EXERCISE PROMPT: The data below should be restated word for word, with every picture omitted.

MATERIAL PROVIDED:

-=-=-=-=-

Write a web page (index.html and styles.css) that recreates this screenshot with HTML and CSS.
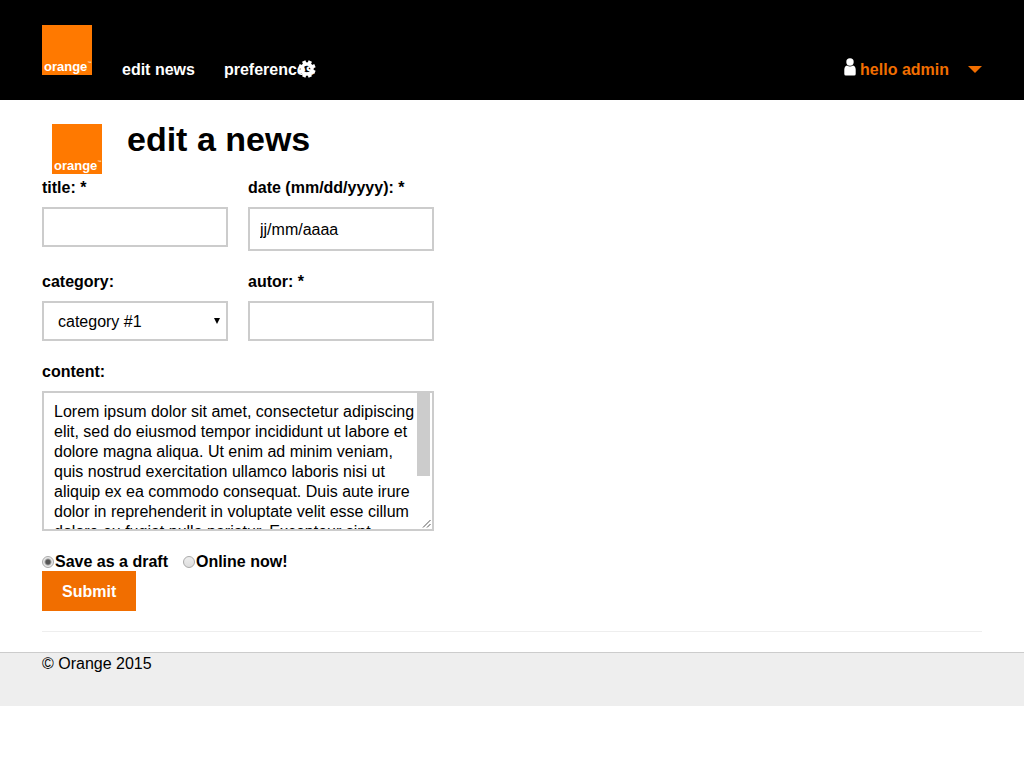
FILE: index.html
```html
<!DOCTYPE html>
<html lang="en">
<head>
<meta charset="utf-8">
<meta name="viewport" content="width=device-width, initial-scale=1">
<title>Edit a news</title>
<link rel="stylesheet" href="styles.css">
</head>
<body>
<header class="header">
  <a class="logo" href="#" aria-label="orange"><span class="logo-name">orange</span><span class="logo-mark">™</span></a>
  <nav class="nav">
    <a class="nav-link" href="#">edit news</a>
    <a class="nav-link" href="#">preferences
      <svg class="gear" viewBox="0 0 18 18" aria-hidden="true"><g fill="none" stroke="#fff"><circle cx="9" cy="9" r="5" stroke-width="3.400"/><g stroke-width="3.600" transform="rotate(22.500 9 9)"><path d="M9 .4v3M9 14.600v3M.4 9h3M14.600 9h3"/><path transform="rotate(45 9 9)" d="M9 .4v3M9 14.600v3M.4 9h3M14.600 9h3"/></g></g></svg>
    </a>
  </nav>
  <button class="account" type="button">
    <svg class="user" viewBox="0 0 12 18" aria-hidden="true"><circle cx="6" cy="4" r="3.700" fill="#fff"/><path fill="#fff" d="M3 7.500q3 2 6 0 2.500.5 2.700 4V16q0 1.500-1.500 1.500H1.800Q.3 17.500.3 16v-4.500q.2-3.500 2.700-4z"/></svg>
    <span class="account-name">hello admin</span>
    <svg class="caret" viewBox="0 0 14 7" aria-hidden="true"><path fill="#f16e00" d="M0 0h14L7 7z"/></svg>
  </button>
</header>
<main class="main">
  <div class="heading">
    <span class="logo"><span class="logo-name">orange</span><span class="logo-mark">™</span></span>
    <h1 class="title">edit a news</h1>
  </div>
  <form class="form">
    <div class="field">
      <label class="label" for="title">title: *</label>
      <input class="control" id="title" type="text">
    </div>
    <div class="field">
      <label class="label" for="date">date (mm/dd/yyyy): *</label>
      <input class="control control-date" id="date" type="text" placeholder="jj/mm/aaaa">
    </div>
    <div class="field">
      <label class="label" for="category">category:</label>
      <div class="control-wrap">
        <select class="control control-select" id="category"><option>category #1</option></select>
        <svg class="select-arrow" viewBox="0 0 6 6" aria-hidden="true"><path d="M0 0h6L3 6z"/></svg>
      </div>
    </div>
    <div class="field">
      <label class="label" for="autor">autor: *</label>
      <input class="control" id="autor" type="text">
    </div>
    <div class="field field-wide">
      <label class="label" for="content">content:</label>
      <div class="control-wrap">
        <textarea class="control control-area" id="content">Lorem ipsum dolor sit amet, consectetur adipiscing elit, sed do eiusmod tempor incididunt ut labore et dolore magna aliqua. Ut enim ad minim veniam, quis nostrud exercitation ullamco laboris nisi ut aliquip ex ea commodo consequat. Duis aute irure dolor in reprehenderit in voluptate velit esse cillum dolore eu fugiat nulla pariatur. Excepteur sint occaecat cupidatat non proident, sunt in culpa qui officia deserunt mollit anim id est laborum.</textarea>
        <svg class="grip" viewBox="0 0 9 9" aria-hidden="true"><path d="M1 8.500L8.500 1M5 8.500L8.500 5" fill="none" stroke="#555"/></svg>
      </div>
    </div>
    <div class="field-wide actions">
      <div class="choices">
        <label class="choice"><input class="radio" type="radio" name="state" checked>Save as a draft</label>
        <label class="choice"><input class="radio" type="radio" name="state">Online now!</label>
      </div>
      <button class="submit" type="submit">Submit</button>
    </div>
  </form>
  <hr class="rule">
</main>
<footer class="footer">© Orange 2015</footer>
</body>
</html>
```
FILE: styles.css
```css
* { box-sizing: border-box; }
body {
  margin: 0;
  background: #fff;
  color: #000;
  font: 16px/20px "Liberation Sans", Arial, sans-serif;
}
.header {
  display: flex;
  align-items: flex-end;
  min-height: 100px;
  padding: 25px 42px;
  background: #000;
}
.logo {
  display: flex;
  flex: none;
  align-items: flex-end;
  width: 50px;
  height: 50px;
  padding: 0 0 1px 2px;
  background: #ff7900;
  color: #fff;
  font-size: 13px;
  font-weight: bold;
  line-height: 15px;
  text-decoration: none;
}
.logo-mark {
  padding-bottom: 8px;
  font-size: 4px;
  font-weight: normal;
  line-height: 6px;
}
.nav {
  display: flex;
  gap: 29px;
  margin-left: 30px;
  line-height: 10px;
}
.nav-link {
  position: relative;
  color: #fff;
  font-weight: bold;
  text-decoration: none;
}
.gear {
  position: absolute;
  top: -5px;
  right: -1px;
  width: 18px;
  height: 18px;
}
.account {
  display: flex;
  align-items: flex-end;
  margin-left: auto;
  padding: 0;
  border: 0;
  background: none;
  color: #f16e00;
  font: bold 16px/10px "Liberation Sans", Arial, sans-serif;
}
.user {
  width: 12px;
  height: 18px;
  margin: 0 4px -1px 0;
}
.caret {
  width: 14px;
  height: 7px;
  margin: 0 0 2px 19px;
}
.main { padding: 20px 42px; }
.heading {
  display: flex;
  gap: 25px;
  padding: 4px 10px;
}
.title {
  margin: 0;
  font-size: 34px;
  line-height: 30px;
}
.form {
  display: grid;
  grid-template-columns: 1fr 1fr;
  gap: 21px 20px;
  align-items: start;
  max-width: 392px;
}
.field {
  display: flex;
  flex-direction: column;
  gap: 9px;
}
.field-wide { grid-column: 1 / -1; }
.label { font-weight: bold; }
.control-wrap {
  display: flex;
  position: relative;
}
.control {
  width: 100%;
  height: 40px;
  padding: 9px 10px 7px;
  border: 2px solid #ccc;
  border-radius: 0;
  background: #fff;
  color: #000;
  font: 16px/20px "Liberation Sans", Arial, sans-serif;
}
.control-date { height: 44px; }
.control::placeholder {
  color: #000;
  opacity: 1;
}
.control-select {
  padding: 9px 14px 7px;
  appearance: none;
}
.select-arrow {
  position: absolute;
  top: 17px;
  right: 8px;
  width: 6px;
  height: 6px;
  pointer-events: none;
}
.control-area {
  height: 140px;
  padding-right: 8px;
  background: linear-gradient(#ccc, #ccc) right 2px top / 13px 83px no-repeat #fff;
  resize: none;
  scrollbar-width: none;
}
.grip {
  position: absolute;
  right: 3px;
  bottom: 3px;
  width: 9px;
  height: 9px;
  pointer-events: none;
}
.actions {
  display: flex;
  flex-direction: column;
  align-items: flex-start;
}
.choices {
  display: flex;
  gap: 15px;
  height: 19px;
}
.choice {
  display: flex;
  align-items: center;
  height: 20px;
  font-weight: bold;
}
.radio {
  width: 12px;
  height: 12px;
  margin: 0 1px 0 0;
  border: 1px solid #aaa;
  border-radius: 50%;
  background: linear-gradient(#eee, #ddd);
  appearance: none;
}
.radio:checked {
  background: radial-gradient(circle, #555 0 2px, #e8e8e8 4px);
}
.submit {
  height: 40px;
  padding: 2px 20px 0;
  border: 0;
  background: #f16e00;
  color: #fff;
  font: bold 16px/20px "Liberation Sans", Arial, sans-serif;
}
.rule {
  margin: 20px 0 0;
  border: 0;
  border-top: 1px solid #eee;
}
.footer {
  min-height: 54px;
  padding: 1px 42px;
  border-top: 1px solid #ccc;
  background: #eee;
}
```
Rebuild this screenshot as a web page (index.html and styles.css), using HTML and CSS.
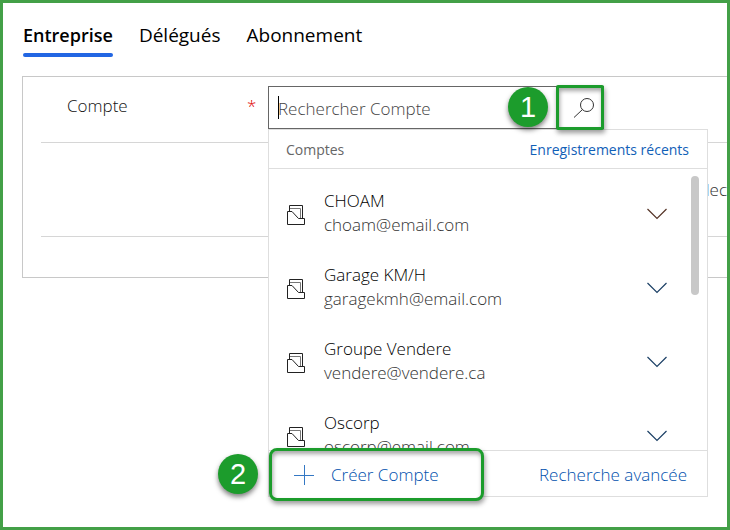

-=-=-=-=-

EXERCISE SOLUTION:
Write a web page (index.html and styles.css) that recreates this screenshot with HTML and CSS.
FILE: index.html
```html
<!DOCTYPE html>
<html lang="en">
<head>
<meta charset="utf-8">
<meta name="viewport" content="width=device-width, initial-scale=1">
<title>Edit a news</title>
<link rel="stylesheet" href="styles.css">
</head>
<body>
<header class="header">
  <a class="logo" href="#" aria-label="orange"><span class="logo-name">orange</span><span class="logo-mark">™</span></a>
  <nav class="nav">
    <a class="nav-link" href="#">edit news</a>
    <a class="nav-link" href="#">preferences
      <svg class="gear" viewBox="0 0 18 18" aria-hidden="true"><g fill="none" stroke="#fff"><circle cx="9" cy="9" r="5" stroke-width="3.400"/><g stroke-width="3.600" transform="rotate(22.500 9 9)"><path d="M9 .4v3M9 14.600v3M.4 9h3M14.600 9h3"/><path transform="rotate(45 9 9)" d="M9 .4v3M9 14.600v3M.4 9h3M14.600 9h3"/></g></g></svg>
    </a>
  </nav>
  <button class="account" type="button">
    <svg class="user" viewBox="0 0 12 18" aria-hidden="true"><circle cx="6" cy="4" r="3.700" fill="#fff"/><path fill="#fff" d="M3 7.500q3 2 6 0 2.500.5 2.700 4V16q0 1.500-1.500 1.500H1.800Q.3 17.500.3 16v-4.500q.2-3.500 2.700-4z"/></svg>
    <span class="account-name">hello admin</span>
    <svg class="caret" viewBox="0 0 14 7" aria-hidden="true"><path fill="#f16e00" d="M0 0h14L7 7z"/></svg>
  </button>
</header>
<main class="main">
  <div class="heading">
    <span class="logo"><span class="logo-name">orange</span><span class="logo-mark">™</span></span>
    <h1 class="title">edit a news</h1>
  </div>
  <form class="form">
    <div class="field">
      <label class="label" for="title">title: *</label>
      <input class="control" id="title" type="text">
    </div>
    <div class="field">
      <label class="label" for="date">date (mm/dd/yyyy): *</label>
      <input class="control control-date" id="date" type="text" placeholder="jj/mm/aaaa">
    </div>
    <div class="field">
      <label class="label" for="category">category:</label>
      <div class="control-wrap">
        <select class="control control-select" id="category"><option>category #1</option></select>
        <svg class="select-arrow" viewBox="0 0 6 6" aria-hidden="true"><path d="M0 0h6L3 6z"/></svg>
      </div>
    </div>
    <div class="field">
      <label class="label" for="autor">autor: *</label>
      <input class="control" id="autor" type="text">
    </div>
    <div class="field field-wide">
      <label class="label" for="content">content:</label>
      <div class="control-wrap">
        <textarea class="control control-area" id="content">Lorem ipsum dolor sit amet, consectetur adipiscing elit, sed do eiusmod tempor incididunt ut labore et dolore magna aliqua. Ut enim ad minim veniam, quis nostrud exercitation ullamco laboris nisi ut aliquip ex ea commodo consequat. Duis aute irure dolor in reprehenderit in voluptate velit esse cillum dolore eu fugiat nulla pariatur. Excepteur sint occaecat cupidatat non proident, sunt in culpa qui officia deserunt mollit anim id est laborum.</textarea>
        <svg class="grip" viewBox="0 0 9 9" aria-hidden="true"><path d="M1 8.500L8.500 1M5 8.500L8.500 5" fill="none" stroke="#555"/></svg>
      </div>
    </div>
    <div class="field-wide actions">
      <div class="choices">
        <label class="choice"><input class="radio" type="radio" name="state" checked>Save as a draft</label>
        <label class="choice"><input class="radio" type="radio" name="state">Online now!</label>
      </div>
      <button class="submit" type="submit">Submit</button>
    </div>
  </form>
  <hr class="rule">
</main>
<footer class="footer">© Orange 2015</footer>
</body>
</html>
```
FILE: styles.css
```css
* { box-sizing: border-box; }
body {
  margin: 0;
  background: #fff;
  color: #000;
  font: 16px/20px "Liberation Sans", Arial, sans-serif;
}
.header {
  display: flex;
  align-items: flex-end;
  min-height: 100px;
  padding: 25px 42px;
  background: #000;
}
.logo {
  display: flex;
  flex: none;
  align-items: flex-end;
  width: 50px;
  height: 50px;
  padding: 0 0 1px 2px;
  background: #ff7900;
  color: #fff;
  font-size: 13px;
  font-weight: bold;
  line-height: 15px;
  text-decoration: none;
}
.logo-mark {
  padding-bottom: 8px;
  font-size: 4px;
  font-weight: normal;
  line-height: 6px;
}
.nav {
  display: flex;
  gap: 29px;
  margin-left: 30px;
  line-height: 10px;
}
.nav-link {
  position: relative;
  color: #fff;
  font-weight: bold;
  text-decoration: none;
}
.gear {
  position: absolute;
  top: -5px;
  right: -1px;
  width: 18px;
  height: 18px;
}
.account {
  display: flex;
  align-items: flex-end;
  margin-left: auto;
  padding: 0;
  border: 0;
  background: none;
  color: #f16e00;
  font: bold 16px/10px "Liberation Sans", Arial, sans-serif;
}
.user {
  width: 12px;
  height: 18px;
  margin: 0 4px -1px 0;
}
.caret {
  width: 14px;
  height: 7px;
  margin: 0 0 2px 19px;
}
.main { padding: 20px 42px; }
.heading {
  display: flex;
  gap: 25px;
  padding: 4px 10px;
}
.title {
  margin: 0;
  font-size: 34px;
  line-height: 30px;
}
.form {
  display: grid;
  grid-template-columns: 1fr 1fr;
  gap: 21px 20px;
  align-items: start;
  max-width: 392px;
}
.field {
  display: flex;
  flex-direction: column;
  gap: 9px;
}
.field-wide { grid-column: 1 / -1; }
.label { font-weight: bold; }
.control-wrap {
  display: flex;
  position: relative;
}
.control {
  width: 100%;
  height: 40px;
  padding: 9px 10px 7px;
  border: 2px solid #ccc;
  border-radius: 0;
  background: #fff;
  color: #000;
  font: 16px/20px "Liberation Sans", Arial, sans-serif;
}
.control-date { height: 44px; }
.control::placeholder {
  color: #000;
  opacity: 1;
}
.control-select {
  padding: 9px 14px 7px;
  appearance: none;
}
.select-arrow {
  position: absolute;
  top: 17px;
  right: 8px;
  width: 6px;
  height: 6px;
  pointer-events: none;
}
.control-area {
  height: 140px;
  padding-right: 8px;
  background: linear-gradient(#ccc, #ccc) right 2px top / 13px 83px no-repeat #fff;
  resize: none;
  scrollbar-width: none;
}
.grip {
  position: absolute;
  right: 3px;
  bottom: 3px;
  width: 9px;
  height: 9px;
  pointer-events: none;
}
.actions {
  display: flex;
  flex-direction: column;
  align-items: flex-start;
}
.choices {
  display: flex;
  gap: 15px;
  height: 19px;
}
.choice {
  display: flex;
  align-items: center;
  height: 20px;
  font-weight: bold;
}
.radio {
  width: 12px;
  height: 12px;
  margin: 0 1px 0 0;
  border: 1px solid #aaa;
  border-radius: 50%;
  background: linear-gradient(#eee, #ddd);
  appearance: none;
}
.radio:checked {
  background: radial-gradient(circle, #555 0 2px, #e8e8e8 4px);
}
.submit {
  height: 40px;
  padding: 2px 20px 0;
  border: 0;
  background: #f16e00;
  color: #fff;
  font: bold 16px/20px "Liberation Sans", Arial, sans-serif;
}
.rule {
  margin: 20px 0 0;
  border: 0;
  border-top: 1px solid #eee;
}
.footer {
  min-height: 54px;
  padding: 1px 42px;
  border-top: 1px solid #ccc;
  background: #eee;
}
```
Rebuild this screenshot as a web page (index.html and styles.css), using HTML and CSS.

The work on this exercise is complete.